Q: What do you see with 2.5D and the use of silicon interposers?
A: 2.5D is interesting for RF+Analog+Digital (Silicon Interposer). How to validate and verify this is another big challenge on the testing side. Companies are trying to drive down the average cost per function. Physical verification and LVS for 2.5D and the design flow is in place today.

Q: For FinFET technology is there anything new required in Calibre?
A: Not really because the architecture was defined to allow device patterns to identify any type of device, even FinFET.

Q: Do 3D transistors like FinFET have any unique design challenges?
A: Yes, the 3D construction requires more accurate extraction to create netlists for SPICE, so you have to use a fast 3D field solver on FinFETs.

Q: How do test and design work with 3D packaging?
A: We’re combining test with Calibre and building up the basics of Known Good Die (KGD). With 3D stacks it costs to much to throw away a bad die. We’ve extend the fault models to more than just cell pin stuck-at, including cell internal stuck-at, improving coverage. For the automotive market having a lower Defect Per Million (DPM) is a big deal. On a large die lowering defects to under 500 DPM is an important goal. 3D parts need to be tested in a better way using techniques like BIST for logic and memory. We believe that using test to tie in with yield learning and DFM has a benefit. There is lots of hidden data in the individual fail logs, so if you collect that data and statistically determine what is failing inside each part after diagnostics then it can be used for analyzing low yields. Our goal is cell aware Known Good Die, that is the ability to define fault models within the cells, not jast at the boundaries. With this apprach we can even improve the economics of old nodes like 90nm to help find and improve yield issues for companies.

Q: Where are your Calibre products developed?
A: Our development is mostly domestic in Wilsonville and San Jose.

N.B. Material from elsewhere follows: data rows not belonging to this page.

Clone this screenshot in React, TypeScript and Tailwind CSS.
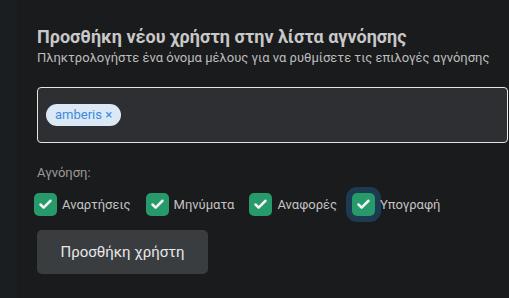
import { Check } from "lucide-react";

const options = [
  { label: "Αναρτήσεις", focused: false },
  { label: "Μηνύματα", focused: false },
  { label: "Αναφορές", focused: false },
  { label: "Υπογραφή", focused: true },
];

const App = () => {
  return (
    <div className="flex h-[298px] w-[509px] overflow-hidden bg-[#1b1e20] font-['Roboto',sans-serif]">
      <div className="ml-[17px] flex-1 bg-[#1a1b1d] pl-5 pt-[26px]">
        <h2 className="text-[18px] font-bold leading-[22px] text-[#c8c8c8]">
          Προσθήκη νέου χρήστη στην λίστα αγνόησης
        </h2>
        <p className="mt-[2px] text-[13px] leading-4 text-[#bdbdbd]">
          Πληκτρολογήστε ένα όνομα μέλους για να ρυθμίσετε τις επιλογές αγνόησης
        </p>
        <div className="mt-[21px] flex h-[56px] w-[471px] items-center rounded-[4px] border border-[#e5e5e5] bg-[#2e2f32] pl-2">
          <span className="rounded-full bg-[#dbe9f7] px-[9px] py-[2px] text-[13px] leading-[18px] text-[#3f8bd8]">
            amberis ×
          </span>
        </div>
        <div className="mt-[22px] text-[13px] leading-4 text-[#9a9a9a]">Αγνόηση:</div>
        <div className="-ml-[3px] mt-[12px] flex items-center">
          {options.map((o) => (
            <label key={o.label} className="mr-[15px] flex items-center">
              <span
                className={`flex items-center justify-center ${
                  o.focused ? "-m-[6px] rounded-[11px] border-[6px] border-[#1d3a50]" : ""
                }`}
              >
                <span className="flex h-[23px] w-[23px] items-center justify-center rounded-[5px] bg-[#279a6c]">
                  <Check size={15} strokeWidth={4} className="text-[#f2f2f2]" />
                </span>
              </span>
              <span className="ml-[5px] text-[13px] text-[#c3c3c3]">{o.label}</span>
            </label>
          ))}
        </div>
        <button className="mt-[14px] h-[44px] w-[171px] rounded-[5px] bg-[#3a3d40] text-[15px] text-[#e8e8e8]">
          Προσθήκη χρήστη
        </button>
      </div>
    </div>
  );
};

export default App;
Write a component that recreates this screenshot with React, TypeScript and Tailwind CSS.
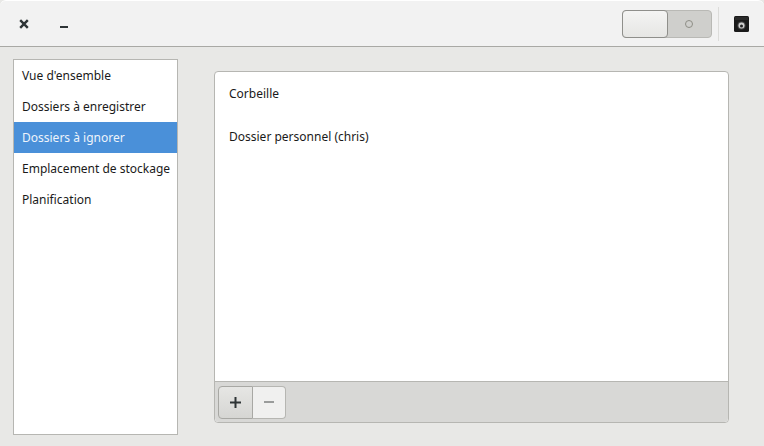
import React from 'react';

const sidebarItems = [
  "Vue d'ensemble",
  'Dossiers à enregistrer',
  'Dossiers à ignorer',
  'Emplacement de stockage',
  'Planification',
];

const folders = ['Corbeille', 'Dossier personnel (chris)'];

function CameraIcon() {
  return (
    <svg width="15" height="16" viewBox="0 0 15 16" className="block">
      <rect x="0" y="0" width="15" height="16" rx="1.5" fill="#1a1a1a" />
      <rect x="1" y="1" width="13" height="3" fill="#2a2a2a" />
      <circle cx="7.5" cy="9.5" r="4" fill="#4a4a4a" />
      <circle cx="7.5" cy="9.5" r="3" fill="#cfcfcf" />
      <circle cx="7.5" cy="10" r="1.5" fill="#222222" />
    </svg>
  );
}

export default function App() {
  return (
    <div className="w-[764px] h-[446px] flex flex-col overflow-hidden bg-[#e8e8e6] text-[12px] text-[#1a1a1a] font-['Noto_Sans','Open_Sans',sans-serif]">
      {/* Header */}
      <div className="h-[47px] shrink-0 flex items-center bg-[#f2f2f2] border-b border-[#a9a9a5] rounded-t-[6px] border-t border-t-white">
        <button className="w-[14px] ml-[17px] flex justify-center text-[#2e3436]" aria-label="Fermer">
          <svg width="10" height="10" viewBox="0 0 10 10">
            <path d="M1.2 1.2 L8.8 8.8 M8.8 1.2 L1.2 8.8" stroke="#2e3436" strokeWidth="2.4" />
          </svg>
        </button>
        <button className="ml-[29px] mt-[6px]" aria-label="Réduire">
          <div className="w-[8px] h-[2px] bg-[#2e3436]" />
        </button>
        <div className="flex-1" />
        <div className="w-[90px] h-[28px] flex bg-[#cfcfcc] border border-[#b9b9b5] rounded-[4px]">
          <div className="w-[46px] -m-px h-[28px] bg-gradient-to-b from-[#f4f4f3] to-[#e6e6e4] border border-[#8f8f8b] rounded-[4px]" />
          <div className="flex-1 flex items-center justify-center pr-[1px]">
            <div className="w-[8px] h-[8px] rounded-full border border-[#8e8e86]" />
          </div>
        </div>
        <div className="w-px h-[34px] bg-[#dcdcda] ml-[6px]" />
        <div className="ml-[15px] mr-[15px]">
          <CameraIcon />
        </div>
      </div>

      {/* Body */}
      <div className="flex-1 flex pl-[13px] pr-[35px] pt-[12px] pb-[11px] min-h-0">
        <div className="w-[165px] shrink-0 bg-white border border-[#b6b6b2]">
          {sidebarItems.map((item) => (
            <div
              key={item}
              className={
                item === 'Dossiers à ignorer'
                  ? 'h-[31px] flex items-center pl-[8px] bg-[#4a90d9] text-[#eef4fb]'
                  : 'h-[31px] flex items-center pl-[8px]'
              }
            >
              {item}
            </div>
          ))}
        </div>

        <div className="flex-1 ml-[36px] mt-[12px] mb-[12px] flex flex-col bg-white border border-[#b6b6b2] rounded-[4px] min-w-0">
          <div className="flex-1 pt-[13px] pl-[14px]">
            {folders.map((folder) => (
              <div key={folder} className="h-[43px]">
                {folder}
              </div>
            ))}
          </div>
          <div className="h-[41px] shrink-0 flex items-center pl-[3px] bg-[#d8d8d6] border-t border-[#b6b6b2] rounded-b-[4px]">
            <button
              className="w-[35px] h-[33px] flex items-center justify-center bg-gradient-to-b from-[#e6e6e4] to-[#d6d6d3] border border-[#a8a8a4] rounded-l-[4px]"
              aria-label="Ajouter"
            >
              <svg width="11" height="11" viewBox="0 0 11 11">
                <path d="M0 5.5 H11 M5.5 0 V11" stroke="#2e3436" strokeWidth="2" />
              </svg>
            </button>
            <button
              className="w-[33px] h-[33px] flex items-center justify-center bg-[#f0f0ef] border border-l-0 border-[#b6b6b2] rounded-r-[4px]"
              aria-label="Retirer"
            >
              <div className="w-[10px] h-[2px] bg-[#9a9c9b]" />
            </button>
          </div>
        </div>
      </div>
    </div>
  );
}
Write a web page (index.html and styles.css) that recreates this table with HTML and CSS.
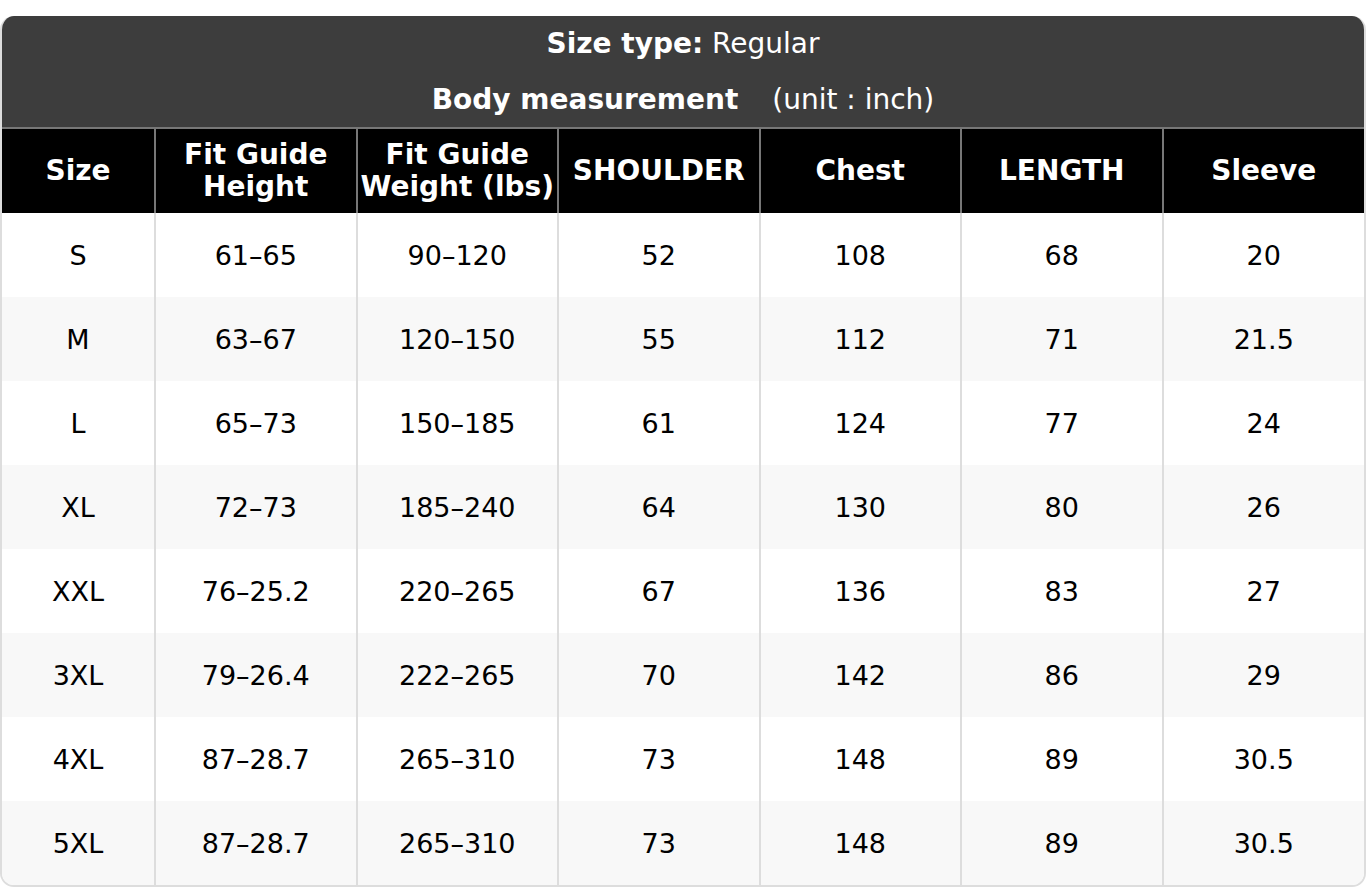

Through various acquisitions and growth we also have developers in Taiwan, Armenia (Ponte – Critical Area Analysis), Egypt, Grenoble, Moscow, Poland and Hamburg.

Q: Earlier in the year Carl Icahn managed to get three new board members elected at Mentor. How has that affected your division?
A: There’s been no real impact on how the D2S division is run. We are all trying to maximize our development and sales efficiency.

Q: What are your interests outside of work?
A: I have a love of photography, both for candid family photos and landscape photography. I do editing in Photoshop and have an Epson 4800 printer with pigment based inks to create my own prints. I like to shoot with either a Canon DSLR or a Panasonic GF1.


We also have an 8 year-old son that is being raised to speak in English, Italian and Mandarin Chinese.